Si la réforme électorale doit être en place au moment des prochaines élections en mai 2024, les progrès doivent être rapides. Sans renfort de la légitimité démocratique du Parlement, il sera difficile de progresser avec d’autres améliorations pour renforcer la gouvernance de l’UE.

Une fois le débat sur l’équilibre des pouvoirs au sein des institutions européennes ouvert à la révision, d’autres réformes utiles seront sans aucun doute proposées pour moderniser et renforcer la gouvernance de l’UE. Il suffit de regarder le déploiement des clauses passerelles jusqu’ici inutilisées du traité de Lisbonne, qui permettent aux institutions d’adopter des procédures décisionnelles plus flexibles et démocratiques dans un certain nombre de domaines importants.

L’idée d’une conférence pour l’Europe afin de proposer tous les changements dont notre projet politique a besoin, avec un esprit ouvert, même pour amender les traités a été introduite par Emmanuel Macron comme une feuille de route pour l’Union européenne qui traduira ces priorités clés en actions concrètes.

Les institutions de l’UE ne progressent que lentement vers la convocation de la conférence, et la nature, le but et les modalités, sa composition et la suite envisagée manquent encore beaucoup de clarté. Il est peu probable que la Conférence débouche sur quoi que ce soit, à moins qu’elle ne soit dotée d’un mandat clair.

La tâche évidente de la Conférence serait de publier un rapport final en 2022 qui prépare la voie à la prochaine convention portant révision du traité. Une chambre des citoyens travaillant parallèlement à la conférence devrait être une caisse de résonance utile et pourrait susciter un intérêt considérable. Les partis politiques naissants au niveau de l’UE devraient jouer un rôle actif dans l’exercice.

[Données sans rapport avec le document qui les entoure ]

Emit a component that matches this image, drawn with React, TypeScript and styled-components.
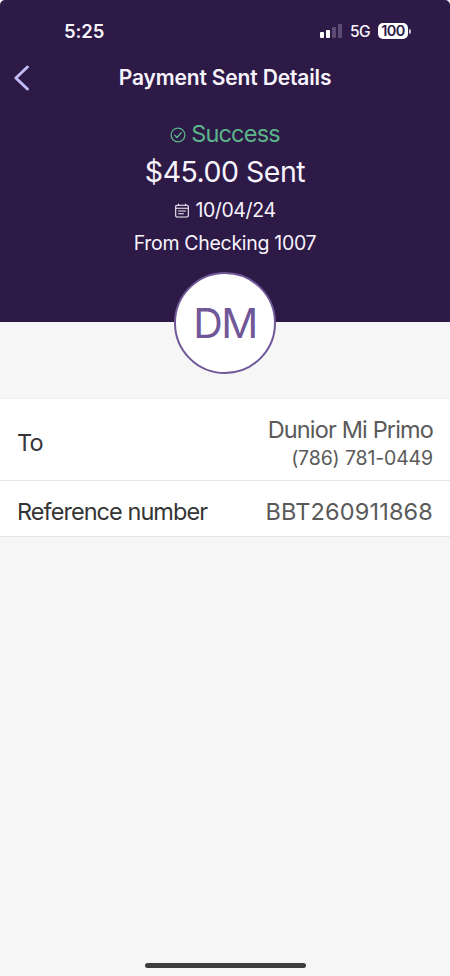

Les réformes constitutionnelles nécessaires n’avanceront que si le Conseil européen des 12 et 13 décembre avance sur l’agenda de la conférence sur l’avenir de l’Europe pour y inclure la priorité urgente à la réforme du Parlement européen et au système de nomination de la Commission. Ces changements suffiront à eux seuls à ouvrir le prochain chapitre de la longue aventure constitutionnelle de l’UE.